The rapid increase in the world population increases the nutritional needs accordingly. Although nutrient consumption shows an alteration depending on the level of development of countries, cereals and wheat are the main source of nutrients for feeding. In acreage, cereal crops are the most important in Mediterranean agriculture. Wheat, especially hard winter wheat, is the principal food grain, and barley is grown in the poorer areas.

In Turkey which is the most cereals producer in Mediterranean countries, it is seen high price volatility in the cereals market (Çınar, 2018) (Fig. 1).

Increasing volatilities in food prices have impacts on the incomes of the farmers (Enjolras et al, 2014), these volatilities lead to uncertainty and making investment decisions that are not optimal (Guillen and Franquesa, 2015). Accordingly, making an accurate way of farmers’ production decisions and planning in Turkey, it is important in terms of ensuring and enhancing the sustainability of grain production. In order to ensure the continuity of production in agricultural enterprises, farmers must maintain their livelihood and create resources for new investments.

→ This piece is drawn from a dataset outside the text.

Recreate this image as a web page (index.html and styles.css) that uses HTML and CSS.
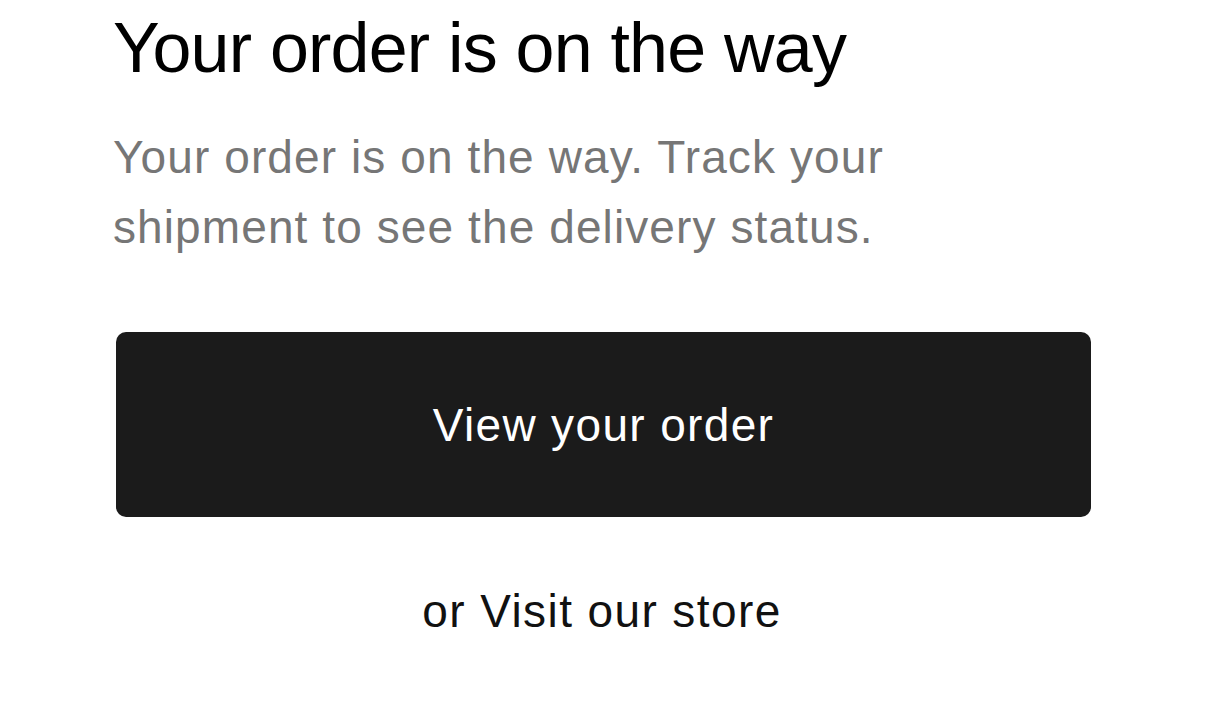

In this context, agricultural income is an important criterion of success and consists of equity and the sum of the wages he and his family earn for work. In addition to the living cost of the family, farmers have to cover the investments to be made and the taxes to be paid by the agricultural income. If agricultural income cannot meet these costs, there may be a decrease in working capital. The appropriateness of agricultural capital to the enterprises structure is considered to be an important factor in the rantable work of the enterprise.

Distribution of the elements of the capital is as important as the amount of capital in the enterprises success. Depending on the type and size of the enterprises, a certain amount of various capital must be available for an enterprises to function normally (Aksöz, 1972). It has been identified in the research that the largest share in the active capitals of Turkish agriculture enterprises belongs to land capital (Sayılı and Esengün, 2002; Özkan and Erkuş, 2003; Arısoy, 2004; Şili, 2013; Aydın, 2014). This is because land capital is more than other capital groups. This is an indicator of extensive agriculture. In this case, enterprises avoid new investments to increase agricultural income.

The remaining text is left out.